Mechanics is another issue. But it wouldn’t be a Wolfenstein game if you weren’t a Jewish superpowered übermensch. Which itself is clearly a knock at the idea of the übermensch being a strictly aryan ability.
That message can be explicit or implied. Or it can sit somewhere on the spectrum between the two. Where it is and how well it does of course will be determined by your writing. Themes will help convey a message. They will help a player understand what you as a writer or creator are trying to say, or the feeling you’re hoping to impart. But they will only do so if you know what you’re trying to say. But more on messaging in games on a future episode.

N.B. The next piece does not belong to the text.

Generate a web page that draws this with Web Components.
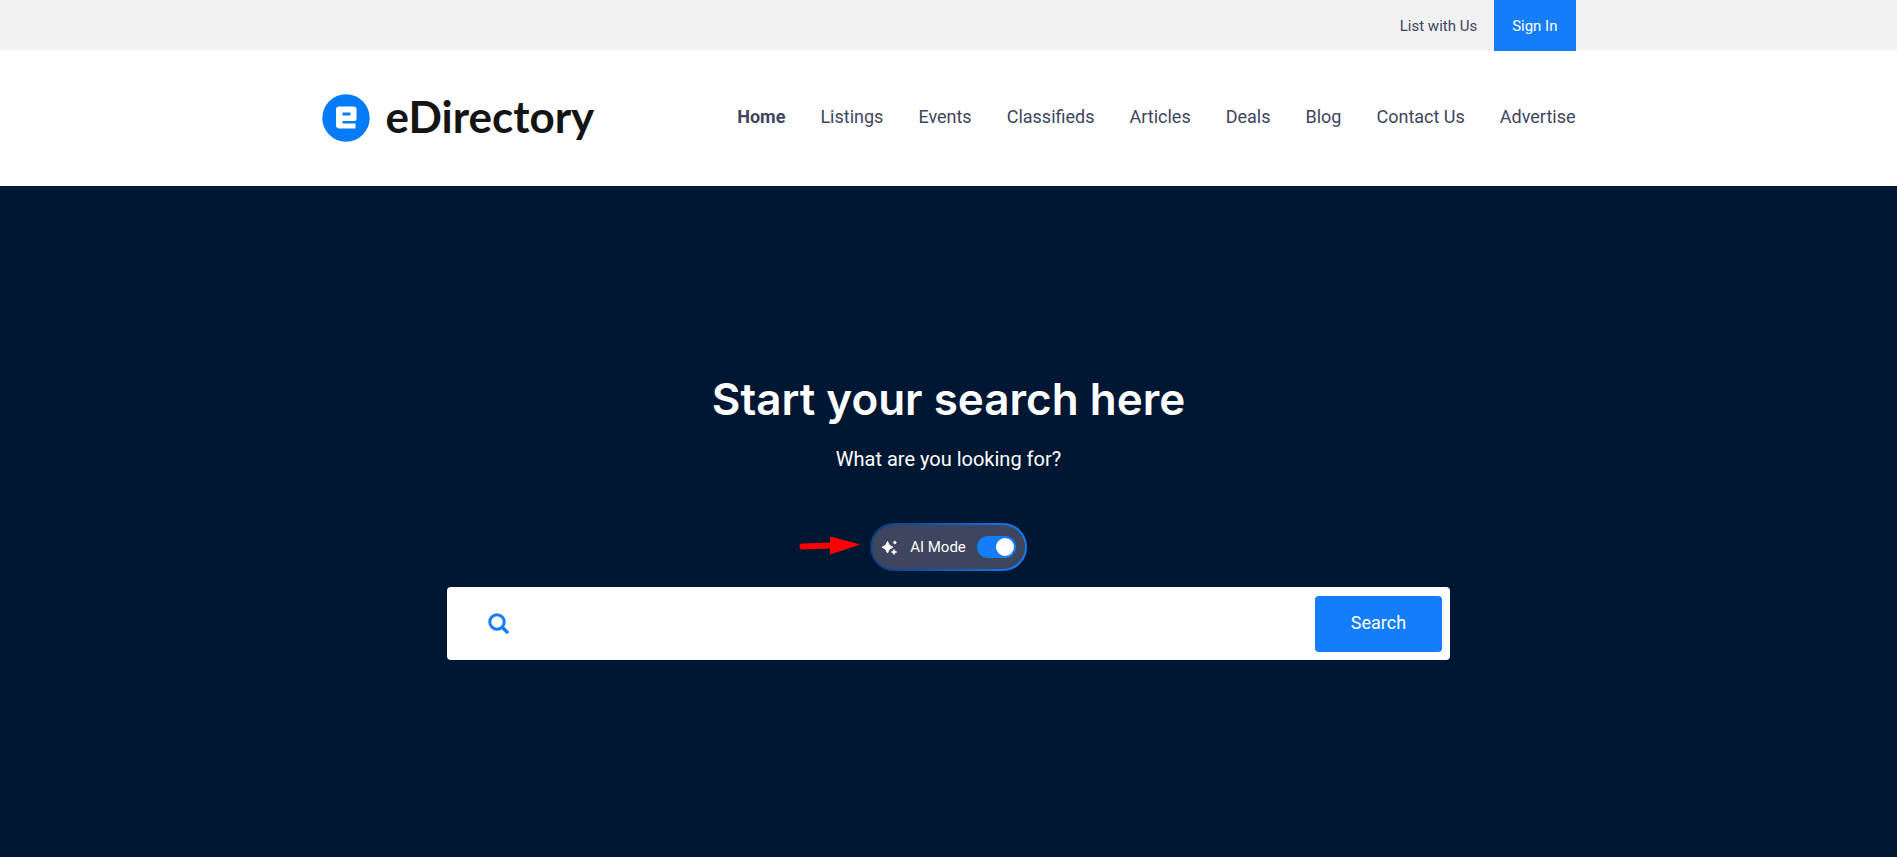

For now I figure I’ll just end this with a mention of some of the themes in Firewatch and Gone Home, which are isolation, connection and the self. It’s the same themes for them both. And no, I won’t waste your time by arguing those points, you can always hit me up on Twitter if you want to know more.
Unlike the Witcher 3 or Wolfenstein, both Firewatch’s and Gone Home’s mechanics help to emphasize their themes. Now it’s not always possible, based on the story of the game and its genre. If you want to tie a story’s themes to other aspects of the game beyond just the narrative that’s going to require two things — 1) the story is written at the beginning to allow for editing and iteration and 2) Those themes are communicated to the rest of the team so they are given the chance to explore them and in turn impact the narrative as well.